Well, according to his attorney, Walter Lesnevich, that simply wasn’t possible for Ates because of his physical condition.

“Mr Ates was 60, 5’8, 300 pounds, with asthma, grossly obese, terrible shape,” he said.

Ates was convicted based on three pieces of circumstantial evidence as well as a wiretapped phone call. Lesnevich claims that the circumstantial evidence would not have been enough to convict his client on their own. These included the fact that Ates had purchased a lock picking set, and the victim’s home lock was picked. In addition, he purchased information on how to make a silencer, and there was a silencer used in the murder. And lastly, he purchased a book on “how to commit the perfect murder”.

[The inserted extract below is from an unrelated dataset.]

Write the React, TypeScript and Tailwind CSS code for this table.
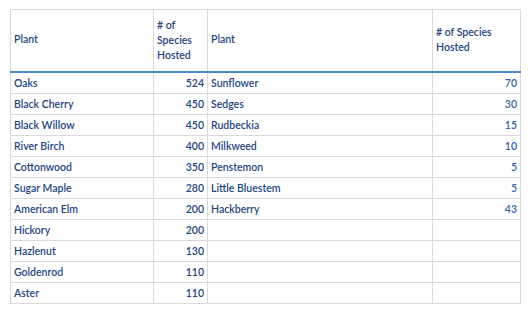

Lesnevich feels the only piece of damning evidence was a wiretapped phone call between Ates and his sister. In the phone call, Ates allegedly asked his sister to corroborate his alibi. Ates was on his cell phone in Florida during the phone call, and his sister was in Louisiana. The prosecutor obtained a warrant from a NJ judge and tapped into the phones from NJ.

The NJ wiretapping law allows you to wiretap anyone, anywhere in the country who is on a cell phone, as long as the person wiretapping the call is in NJ, and as long as you have the appropriate warrant.

“That means they can wiretap anybody talking to anyone anywhere,” Lesnevich said,

Lesnevich believes this practice is unconstitutional and against our 4th amendment rights which protects us from unreasonable search and seizure.

“I think it’s unreasonable to say that when I’m in my home a judge from some other state can control whether I’m wiretapped or not,” Lesnevich argued.

The NJ Supreme Court agreed to hear his appeal based on this. On Tuesday, Lesnevich will present an oral argument that affirms the wiretapped conversation of his client should not have been admissible evidence, and that his client deserves a new trial.

Ates is now serving time for the rest of his life in maximum security Trenton State Prison, but has always maintained his innocence.